21st Century Fairytale

Todays stories will become tomorrow’s fairytales 

Once upon a time…

There was a great disturbance in the land. A mighty king looked around and he saw his kingdom burning.  His daughter, the princess, was with child and with her mother fled the kingdom in search of a safe place to give birth.

Does this conjure up images of knights on horseback and princesses in carriages and soldiers donning armor while wielding swords against foes?

If not, that’s okay. You don’t need your imagination. Just glance at international headlines:

I'm a bad, bad man

For there are tales in the news today that are the sort of stories that one later day inspire fairytales.

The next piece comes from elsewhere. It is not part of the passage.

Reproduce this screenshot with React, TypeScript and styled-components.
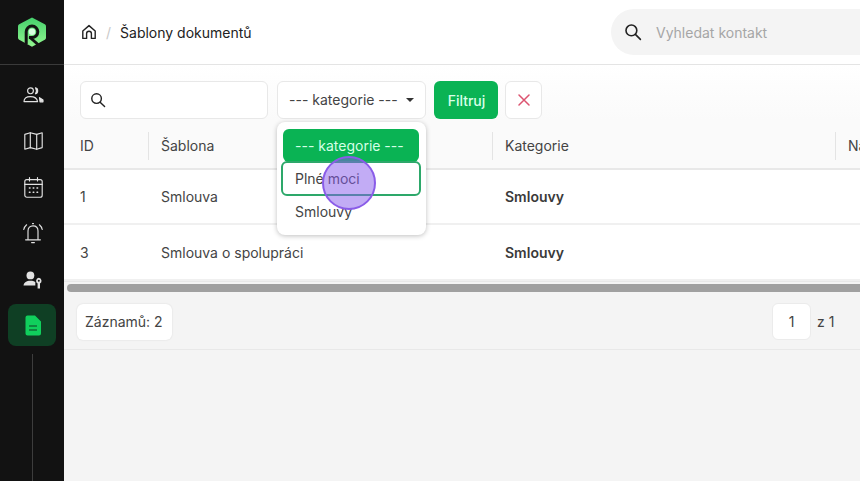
import React from "react";
import styled, { createGlobalStyle } from "styled-components";

const GlobalStyle = createGlobalStyle`
  html, body { margin: 0; padding: 0; height: 100%; overflow: hidden; }
  body { font-family: "Inter", "Liberation Sans", sans-serif; background: #f4f4f4; }
  #root { height: 100%; }
`;

const Page = styled.div`
  display: flex;
  width: 860px;
  height: 481px;
  overflow: hidden;
`;

const Sidebar = styled.aside`
  width: 64px;
  flex: none;
  display: flex;
  flex-direction: column;
  align-items: center;
  background: #121212;
`;

const LogoBox = styled.div`
  width: 100%;
  height: 65px;
  flex: none;
  display: flex;
  align-items: center;
  justify-content: center;
  border-bottom: 1px solid #3a3a3a;
  box-sizing: border-box;
`;

const NavList = styled.nav`
  display: flex;
  flex-direction: column;
  align-items: center;
  padding-top: 7px;
`;

const NavItem = styled.div<{ $active?: boolean; $h?: number }>`
  width: 48px;
  height: ${(p) => p.$h ?? 46}px;
  box-sizing: border-box;
  padding-left: 2px;
  display: flex;
  align-items: center;
  justify-content: center;
  border-radius: 8px;
  background: ${(p) => (p.$active ? "#0f3f24" : "transparent")};
  color: ${(p) => (p.$active ? "#10cf5c" : "#e2e2e2")};
`;

const NavLine = styled.div`
  width: 1px;
  flex: 1;
  margin-top: 8px;
  background: #3d3d3d;
`;

const Main = styled.main`
  flex: 1;
  min-width: 0;
  display: flex;
  flex-direction: column;
`;

const Header = styled.header`
  height: 65px;
  flex: none;
  box-sizing: border-box;
  display: flex;
  align-items: center;
  padding-left: 17px;
  background: #fff;
  border-bottom: 1px solid #e4e4e4;
`;

const Crumbs = styled.div`
  display: flex;
  align-items: center;
  flex: none;
  width: 530px;
  color: #222;
  font-size: 14px;
`;

const Slash = styled.span`
  color: #c9c9c9;
  margin: 0 9px 0 9px;
`;

const GlobalSearch = styled.div`
  flex: none;
  width: 300px;
  height: 46px;
  display: flex;
  align-items: center;
  gap: 14px;
  padding-left: 13px;
  box-sizing: border-box;
  border-radius: 23px 0 0 23px;
  background: #f4f4f4;
  font-size: 14px;
  color: #a6a6a6;
`;

const Toolbar = styled.div`
  height: 55px;
  flex: none;
  box-sizing: border-box;
  display: flex;
  gap: 8px;
  padding: 16px 0 0 16px;
  background: linear-gradient(#ffffff, #fafafa);
`;

const Field = styled.div<{ $w: number }>`
  width: ${(p) => p.$w}px;
  height: 38px;
  box-sizing: border-box;
  flex: none;
  display: flex;
  align-items: center;
  background: #fff;
  border: 1px solid #e8e8e8;
  border-radius: 6px;
  color: #444;
  font-size: 14px;
  padding: 0 12px 0 9px;
`;

const SelectField = styled(Field)`
  margin-left: 1px;
  padding: 0 11px 1px 11px;
  justify-content: space-between;
  position: relative;
`;

const Caret = styled.span`
  width: 0;
  height: 0;
  border-left: 4px solid transparent;
  border-right: 4px solid transparent;
  border-top: 4px solid #333;
`;

const FilterButton = styled.button`
  width: 64px;
  height: 38px;
  flex: none;
  border: none;
  border-radius: 6px;
  background: #0ab354;
  color: #d8ffe8;
  font: 500 14px "Inter", sans-serif;
  padding: 0 0 0 1px;
`;

const ClearButton = styled.button`
  width: 37px;
  height: 38px;
  flex: none;
  margin-left: -1px;
  display: flex;
  align-items: center;
  justify-content: center;
  padding: 0;
  border: 1px solid #e8e8e8;
  border-radius: 6px;
  background: #fff;
  color: #dc5470;
`;

const HeadRow = styled.div`
  height: 50px;
  flex: none;
  display: flex;
  box-sizing: border-box;
  align-items: center;
  padding-top: 4px;
  background: #fafafa;
  border-bottom: 2px solid #e8e8e8;
  color: #444;
  font-size: 14px;
`;

const HeadCell = styled.div<{ $w: number; $first?: boolean }>`
  width: ${(p) => p.$w}px;
  flex: none;
  height: 28px;
  line-height: 28px;
  box-sizing: border-box;
  padding-left: ${(p) => (p.$first ? 16 : 12)}px;
  border-left: ${(p) => (p.$first ? "none" : "1px solid #e4e4e4")};
  white-space: nowrap;
`;

const Row = styled.div<{ $h: number }>`
  height: ${(p) => p.$h}px;
  flex: none;
  box-sizing: border-box;
  display: flex;
  align-items: center;
  background: #fff;
  border-bottom: 2px solid #f0f0f0;
  color: #444;
  font-size: 14px;
`;

const Cell = styled.div<{ $w: number; $pad: number; $bold?: boolean }>`
  width: ${(p) => p.$w}px;
  flex: none;
  box-sizing: border-box;
  padding-left: ${(p) => p.$pad}px;
  font-weight: ${(p) => (p.$bold ? 600 : 400)};
  color: ${(p) => (p.$bold ? "#3a3a3a" : "#444")};
`;

const ScrollArea = styled.div`
  height: 11px;
  flex: none;
  display: flex;
  align-items: flex-end;
  padding-left: 3px;
  background: #f4f4f4;
  box-sizing: border-box;
  border-top: 1px solid #e8e8e8;
`;

const ScrollThumb = styled.div`
  flex: 1;
  height: 8px;
  border-radius: 4px 0 0 4px;
  background: #a0a0a0;
`;

const Footer = styled.div`
  height: 58px;
  flex: none;
  box-sizing: border-box;
  display: flex;
  align-items: flex-start;
  justify-content: space-between;
  padding: 12px 0 0 13px;
  background: #f4f4f4;
  border-bottom: 1px solid #e8e8e8;
  color: #444;
  font-size: 14px;
`;

const CountChip = styled.div`
  height: 36px;
  display: flex;
  align-items: center;
  padding: 0 9px 1px 8px;
  box-sizing: border-box;
  background: #fff;
  border-radius: 6px;
  box-shadow: 0 0 2px rgba(0, 0, 0, 0.12);
`;

const Pager = styled.div`
  display: flex;
  align-items: center;
  gap: 6px;
  width: 88px;
  height: 37px;
  margin-top: -1px;
`;

const PageBox = styled.div`
  width: 39px;
  height: 37px;
  display: flex;
  align-items: center;
  justify-content: center;
  background: #fff;
  border: 1px solid #ebebeb;
  border-radius: 6px;
  box-sizing: border-box;
`;

const Body = styled.div`
  flex: 1;
  background: #f4f4f4;
`;

const Dropdown = styled.div`
  position: absolute;
  left: -1px;
  top: 40px;
  width: 149px;
  height: 113px;
  box-sizing: border-box;
  background: #fff;
  border-radius: 8px;
  box-shadow: 0 1px 5px rgba(0, 0, 0, 0.25);
  padding: 7px 7px 0 6px;
  z-index: 5;
`;

const Option = styled.div<{ $selected?: boolean; $focus?: boolean }>`
  height: ${(p) => (p.$selected ? 33 : p.$focus ? 35 : 30)}px;
  box-sizing: border-box;
  display: flex;
  align-items: center;
  padding-left: 12px;
  border-radius: 6px;
  font-size: 14px;
  color: ${(p) => (p.$selected ? "#d5ffe6" : "#444")};
  background: ${(p) => (p.$selected ? "#0ab354" : "#fff")};
  border: ${(p) => (p.$focus ? "2px solid #2da86a" : "none")};
  margin: ${(p) => (p.$focus ? "-1px -2px 0 -2px" : "0")};
`;

const CursorDot = styled.div`
  position: absolute;
  left: 322px;
  top: 156px;
  width: 54px;
  height: 54px;
  box-sizing: border-box;
  border-radius: 50%;
  background: rgba(134, 90, 235, 0.5);
  border: 2px solid #8a5ce8;
  z-index: 10;
`;

const Logo = () => (
  <svg width="28" height="30" viewBox="0 0 28 30">
    <defs>
      <linearGradient id="lg" x1="0" y1="0" x2="0" y2="1">
        <stop offset="0" stopColor="#45cf6c" />
        <stop offset="1" stopColor="#92f78f" />
      </linearGradient>
    </defs>
    <path
      d="M14 0.5 L26.8 7.2 Q28 7.9 28 9.2 V20.8 Q28 22.1 26.8 22.8 L14 29.7 L1.2 22.8 Q0 22.1 0 20.8 V9.2 Q0 7.9 1.2 7.2 Z"
      fill="url(#lg)"
    />
    <path d="M8.2 27 V14.8 A5.8 5.8 0 1 1 14 20.6 H11" fill="none" stroke="#121212" strokeWidth="3" />
    <path d="M11.5 20 L20 27.5" fill="none" stroke="#121212" strokeWidth="3" />
    <circle cx="14" cy="14.8" r="3.2" fill="#d8ffe0" />
  </svg>
);

const SearchIcon = ({ size = 18, color = "#222" }: { size?: number; color?: string }) => (
  <svg width={size} height={size} viewBox="0 0 18 18" fill="none" stroke={color} strokeWidth="1.6" strokeLinecap="round">
    <circle cx="7.4" cy="7.4" r="5.4" />
    <path d="M11.4 11.4 L16.4 16.4" />
  </svg>
);

const stroke = { fill: "none", stroke: "currentColor", strokeWidth: 1.15, strokeLinecap: "round", strokeLinejoin: "round" } as const;

const ContactsIcon = () => (
  <svg width="21" height="16" viewBox="0 0 21 16" {...stroke}>
    <circle cx="7.5" cy="3.8" r="2.9" />
    <path d="M1 14.6 C1 11.4 3.6 9.6 7.5 9.6 C11.2 9.6 14 11.2 14.6 14.6 Z" />
    <path d="M12.5 0.8 C15.4 1.3 15.4 6.3 12.5 6.8 C13.6 5 13.6 2.6 12.5 0.8 Z" fill="currentColor" />
    <path d="M16.5 10.6 L20 13 V14.8 H17 Z" fill="currentColor" />
  </svg>
);

const MapIcon = () => (
  <svg width="19" height="18" viewBox="0 0 19 18" {...stroke}>
    <path d="M0.8 2.4 L6.3 0.8 L12.7 2.4 L18.2 0.8 V15.6 L12.7 17.2 L6.3 15.6 L0.8 17.2 Z" />
    <path d="M6.3 0.8 V15.6 M12.7 2.4 V17.2" />
  </svg>
);

const CalendarIcon = () => (
  <svg width="19" height="21" viewBox="0 0 19 21" {...stroke}>
    <rect x="0.8" y="2.6" width="17.4" height="17.6" rx="2" />
    <path d="M0.8 7.4 H18.2 M5.5 0.6 V4 M13.5 0.6 V4" />
    <path d="M5.4 11 H6 M9.2 11 H9.8 M13 11 H13.6 M5.4 15.2 H6 M9.2 15.2 H9.8 M13 15.2 H13.6" strokeWidth="1.5" />
  </svg>
);

const BellIcon = () => (
  <svg width="20" height="22" viewBox="0 0 20 22" {...stroke}>
    <path d="M5 17.5 V9 C5 5.8 7 3.8 10 3.8 C13 3.8 15 5.8 15 9 V17.5" />
    <path d="M2.6 17.8 H17.4 M8.6 20.6 H11.4 M9.5 1.6 H10.5" />
    <path d="M3.6 2.8 C2.2 4 1.2 5.5 0.8 7.5 M16.4 2.8 C17.8 4 18.8 5.5 19.2 7.5" />
  </svg>
);

const UserKeyIcon = () => (
  <svg width="20" height="18" viewBox="0 0 20 18" fill="currentColor">
    <circle cx="7.4" cy="4.4" r="3.9" />
    <path d="M0.5 14.5 C0.8 11.5 3.5 9.8 7.4 9.8 C9.5 9.8 11 10.2 12.3 11 V14.5 Z" />
    <path d="M15.8 6.8 A3 3 0 0 1 17 12.4 V17.6 H14.6 V12.4 A3 3 0 0 1 15.8 6.8 Z M15.8 8.7 A1 1 0 1 0 15.8 10.7 A1 1 0 1 0 15.8 8.7 Z" fillRule="evenodd" />
  </svg>
);

const DocIcon = () => (
  <svg width="16" height="21" viewBox="0 0 16 21">
    <path d="M2.5 0.5 H10 L16 6.5 V18.5 A2 2 0 0 1 14 20.5 H2.5 A2 2 0 0 1 0.5 18.5 V2.5 A2 2 0 0 1 2.5 0.5 Z" fill="currentColor" />
    <path d="M4 11 H12 M4 15 H12" stroke="#0f3f24" strokeWidth="1.2" />
  </svg>
);

const HomeIcon = () => (
  <svg width="16" height="16" viewBox="0 0 16 16" fill="none" stroke="#222" strokeWidth="1.4" strokeLinejoin="round">
    <path d="M1.8 7 L8 1.6 L14.2 7 V14.4 H10.4 V9.6 A2.4 2.4 0 0 0 5.6 9.6 V14.4 H1.8 Z" />
  </svg>
);

const CloseIcon = () => (
  <svg width="12" height="12" viewBox="0 0 12 12" fill="none" stroke="currentColor" strokeWidth="1.5" strokeLinecap="round">
    <path d="M1 1 L11 11 M11 1 L1 11" />
  </svg>
);

export default function App() {
  return (
    <Page>
      <GlobalStyle />
      <Sidebar>
        <LogoBox>
          <Logo />
        </LogoBox>
        <NavList>
          <NavItem><ContactsIcon /></NavItem>
          <NavItem><MapIcon /></NavItem>
          <NavItem><CalendarIcon /></NavItem>
          <NavItem><BellIcon /></NavItem>
          <NavItem $h={48}><UserKeyIcon /></NavItem>
          <NavItem $active $h={42}><DocIcon /></NavItem>
        </NavList>
        <NavLine />
      </Sidebar>
      <Main>
        <Header>
          <Crumbs>
            <HomeIcon />
            <Slash>/</Slash>
            <span>Šablony dokumentů</span>
          </Crumbs>
          <GlobalSearch>
            <SearchIcon />
            <span>Vyhledat kontakt</span>
          </GlobalSearch>
        </Header>
        <Toolbar>
          <Field $w={188}>
            <SearchIcon size={16} />
          </Field>
          <SelectField $w={149}>
            <span>--- kategorie ---</span>
            <Caret />
            <Dropdown>
              <Option $selected>--- kategorie ---</Option>
              <Option $focus>Plné moci</Option>
              <Option>Smlouvy</Option>
            </Dropdown>
          </SelectField>
          <FilterButton>Filtruj</FilterButton>
          <ClearButton>
            <CloseIcon />
          </ClearButton>
        </Toolbar>
        <HeadRow>
          <HeadCell $first $w={84}>ID</HeadCell>
          <HeadCell $w={344}>Šablona</HeadCell>
          <HeadCell $w={343}>Kategorie</HeadCell>
          <HeadCell $w={60}>Název</HeadCell>
        </HeadRow>
        <Row $h={55}>
          <Cell $w={97} $pad={16}>1</Cell>
          <Cell $w={344} $pad={0}>Smlouva</Cell>
          <Cell $w={200} $pad={0} $bold>Smlouvy</Cell>
        </Row>
        <Row $h={56}>
          <Cell $w={97} $pad={16}>3</Cell>
          <Cell $w={344} $pad={0}>Smlouva o spolupráci</Cell>
          <Cell $w={200} $pad={0} $bold>Smlouvy</Cell>
        </Row>
        <ScrollArea>
          <ScrollThumb />
        </ScrollArea>
        <Footer>
          <CountChip>Záznamů: 2</CountChip>
          <Pager>
            <PageBox>1</PageBox>
            <span>z 1</span>
          </Pager>
        </Footer>
        <Body />
      </Main>
      <CursorDot />
    </Page>
  );
}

Today’s History, Tomorrow’s Legends


     How the Princess Escaped Into The Night

Imagine a princess about to give birth, forced to flee from her “castle” before enemy soldiers stormed it. Well, that would be “Princess” Aisha Gadhafi. After leaving her castle in a military convoy, she gave birth in Algeria. Her child carries the sins of his father. Born an exile, his birthright will be lost before he takes his first step. Princess Aisha, who served as part of Saddam Hussein’s defence team, has seen kings fall.

The Purity of a Queen

Imagine the “Queen” Safia, looking down at her daughter and her grandchild. Imagine the serious look in her eyes, with the gravity that only a Queen can convey.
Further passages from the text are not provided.